Même si je partage l'analyse d'Aliocha selon laquelle, au grand tribunal médiatique, DSK a déjà été condamné, tant la violence des images, l'obsédante répétition de non-informations creuses reprises en boucle jusqu'à la nausée sur tous les canaux médiatiques a d'ores et déjà réduit à néant la réputation d'un homme qui trainera quoi qu'il advienne cette histoire derrière lui ; 
même si je suis le premier à hurler à la présomption d'innocence pour tous les faits divers avec coupable livré clé en main dont certains médias nous abreuvent complaisamment ; 
même si moi aussi, quand j'ai entendu cette nouvelle à la radio samedi matin au réveil, j'ai été obligé d'aller vérifier sur internet si j'avais bien compris ; moi aussi j'ai pensé au complot, j'ai imaginé le scénario incroyable,  le piège digne d'un film hollywoodien, ou plutôt le chantage de bas étage digne de la crapulerie de la pire espèce ; 
même si je suis mal à l'aise en voyant les images d'un homme tombé, qui passe en 48 heures des rangs des puissants de ce monde au statut de suspect menotté exhibé aux photographes, même si je reconnais une certaine compassion pour un individu dont la fin de partie est d'une exemplarité dans le catastrophique qui me fait penser à du Maupassant, voire à Houellebecq au vu des circonstances ; 
même si j'ai compris que nous vivons dans un monde où la réalité a depuis longtemps dépassé la fiction, même si j'ai limité ma philosophie à accepter que le plus improbable est du domaine du possible,
je suis choqué.
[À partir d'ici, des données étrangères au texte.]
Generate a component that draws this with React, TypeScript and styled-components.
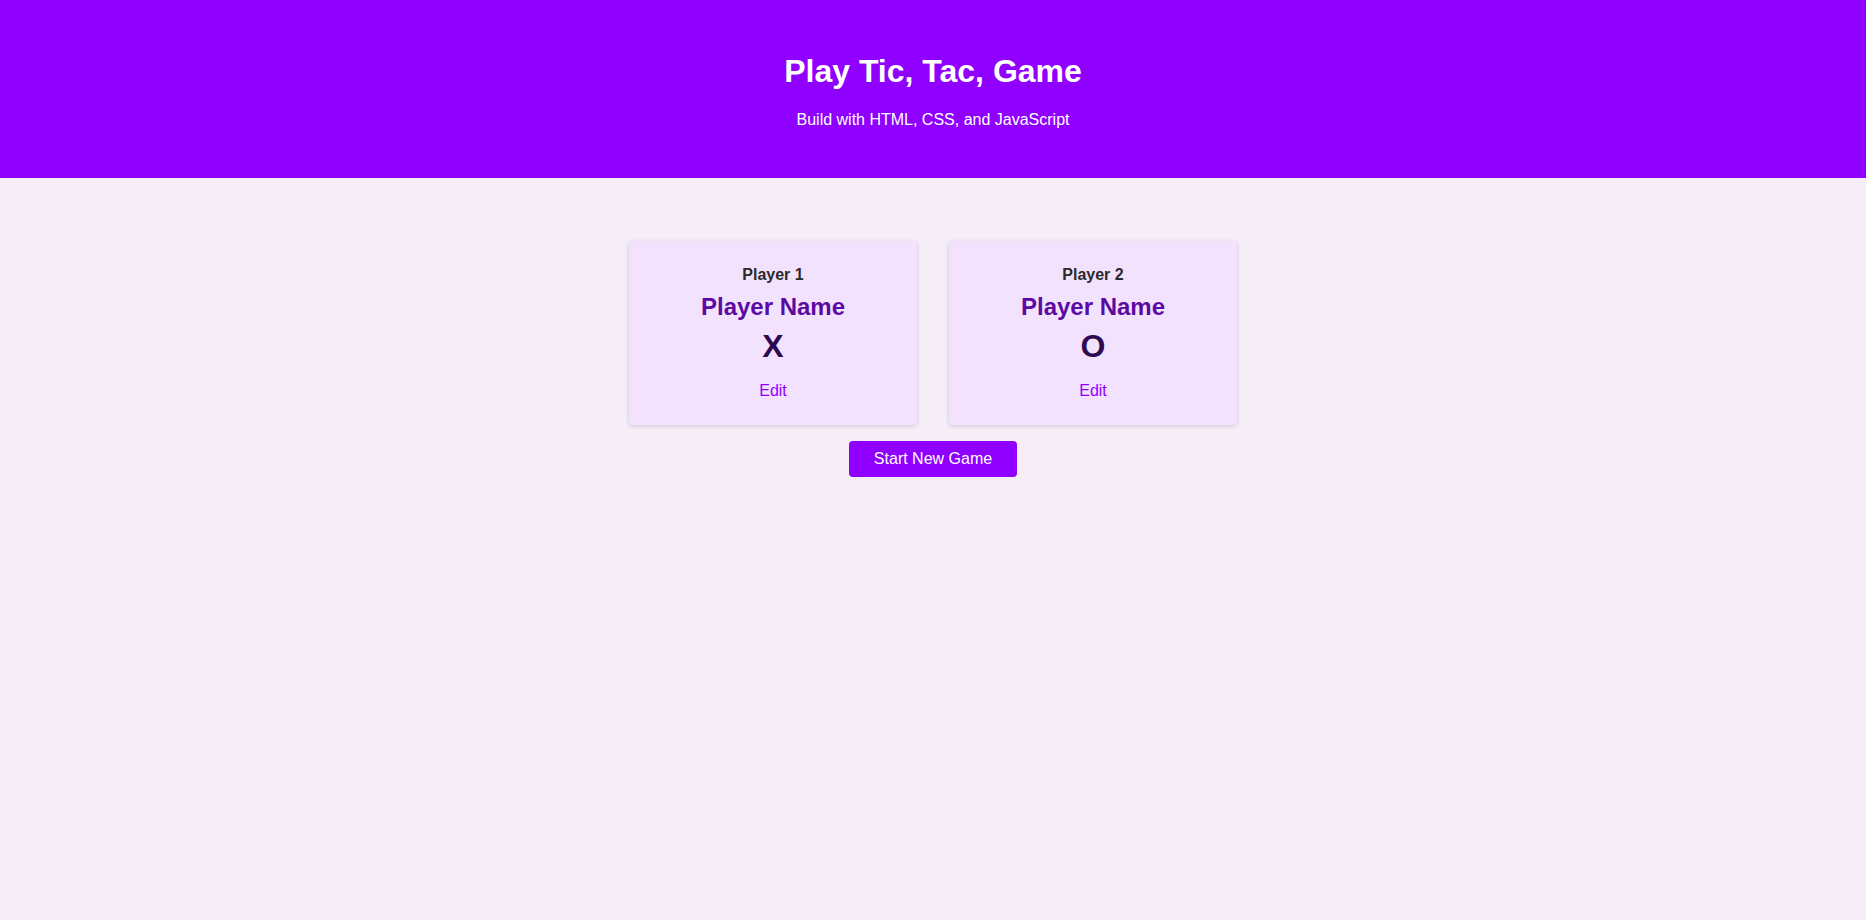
import React from "react";
import styled, { createGlobalStyle } from "styled-components";

const GlobalStyle = createGlobalStyle`
  * { box-sizing: border-box; }
  html, body { margin: 0; padding: 0; }
  body {
    font-family: "Liberation Sans", Arial, sans-serif;
    background: #f5eef6;
    min-height: 100vh;
  }
`;

const Header = styled.header`
  background: #9000ff;
  color: #ffffff;
  text-align: center;
  height: 178px;
  padding-top: 53px;
`;

const Title = styled.h1`
  margin: 0;
  font-size: 32px;
  line-height: 37px;
  font-weight: 700;
`;

const Subtitle = styled.p`
  margin: 21px 0 0;
  font-size: 16px;
  line-height: 18px;
`;

const Main = styled.main`
  display: flex;
  flex-direction: column;
  align-items: center;
  padding-top: 63px;
`;

const Players = styled.ol`
  list-style: none;
  margin: 0;
  padding: 0;
  display: flex;
  gap: 32px;
`;

const Card = styled.li`
  width: 288px;
  height: 184px;
  background: #f3e2fd;
  border-radius: 4px;
  box-shadow: 0 1px 4px rgba(80, 40, 110, 0.22);
  display: flex;
  flex-direction: column;
  align-items: center;
  padding-top: 25px;
`;

const Label = styled.h2`
  margin: 0;
  font-size: 16px;
  line-height: 18px;
  font-weight: 700;
  color: #2a2a2a;
`;

const Name = styled.span`
  margin-top: 9px;
  font-size: 24px;
  line-height: 28px;
  font-weight: 700;
  color: #5b0aa3;
`;

const Symbol = styled.span`
  margin-top: 7px;
  font-size: 32px;
  line-height: 37px;
  font-weight: 700;
  color: #2e0a50;
`;

const EditButton = styled.button`
  margin-top: 17px;
  border: none;
  background: none;
  padding: 0;
  font-family: inherit;
  font-size: 16px;
  line-height: 18px;
  color: #9000ff;
  cursor: pointer;
`;

const StartButton = styled.button`
  margin-top: 16px;
  height: 36px;
  padding: 0 25px;
  border: none;
  border-radius: 4px;
  background: #9000ff;
  color: #ffffff;
  font-family: inherit;
  font-size: 16px;
  cursor: pointer;
`;

const players = [
  { label: "Player 1", symbol: "X" },
  { label: "Player 2", symbol: "O" },
];

export default function App() {
  return (
    <>
      <GlobalStyle />
      <Header>
        <Title>Play Tic, Tac, Game</Title>
        <Subtitle>Build with HTML, CSS, and JavaScript</Subtitle>
      </Header>
      <Main>
        <Players>
          {players.map((p) => (
            <Card key={p.label}>
              <Label>{p.label}</Label>
              <Name>Player Name</Name>
              <Symbol>{p.symbol}</Symbol>
              <EditButton>Edit</EditButton>
            </Card>
          ))}
        </Players>
        <StartButton>Start New Game</StartButton>
      </Main>
    </>
  );
}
Je suis choqué de tout ce qu'Olympe a relevé dans un article court mais édifiant (allez cliquer sur les liens qu'elle liste) : une femme qui prétend avoir été victime d'un viol, ou d'une tentative (vous m'excuserez d'être assez peu indulgent pour ce genre de nuance) devra systématiquement faire face au scepticisme, à la remise en cause et pire, à l'attitude goguenarde et machiste qui semble être la règle, du moins en France. Est-ce cela, notre fameuse "exception culturelle" ? 
Si une femme se plaint, elle sera forcément suspectée d'exagération, voire de mensonge. D'avoir provoqué ce qu'il s'est passé, voire d'assouvir une vengeance ou d'exercer un chantage. Je ne nie pas, sans pour autant adhérer aux thèses complotistes, que de telles choses soient possibles. Mais force est de reconnaître que la réalité est bien souvent tragiquement simple. 74 % des viols sont commis par une personne connue de la victime. On estime que seulement 2% des violeurs sont condamnés.
Je suis choqué que certaines personnes, que l'on nomme "intellectuels" par facilité sémantique se livrent à ce genre d'exercice. En mettant en doute le professionnalisme de la femme de ménage, par exemple - et ce n'est que le début. Je suis révolté, j'ai honte de lire que les faits qu'elle relate sont qualifiés de "troussage" par un célèbre journaliste que je ne nommerai pas, car je ne veux pas faire connaissance avec son avocat.
Car ces gens là, on ne viole pas monsieur, on ne viole pas, on trousse. On trousse une soubrette, comme sous l'Ancien Régime, comme dans les pièces de Molière et de Marivaux. C'est un amusement de puissant, un plaisir d'homme au-dessus des lois. Tant pis pour les soubrettes, tout au plus leur concède t-on qu'elles devraient être flattées de cette attention qu'on leur porte.
On serait dégouté à moins.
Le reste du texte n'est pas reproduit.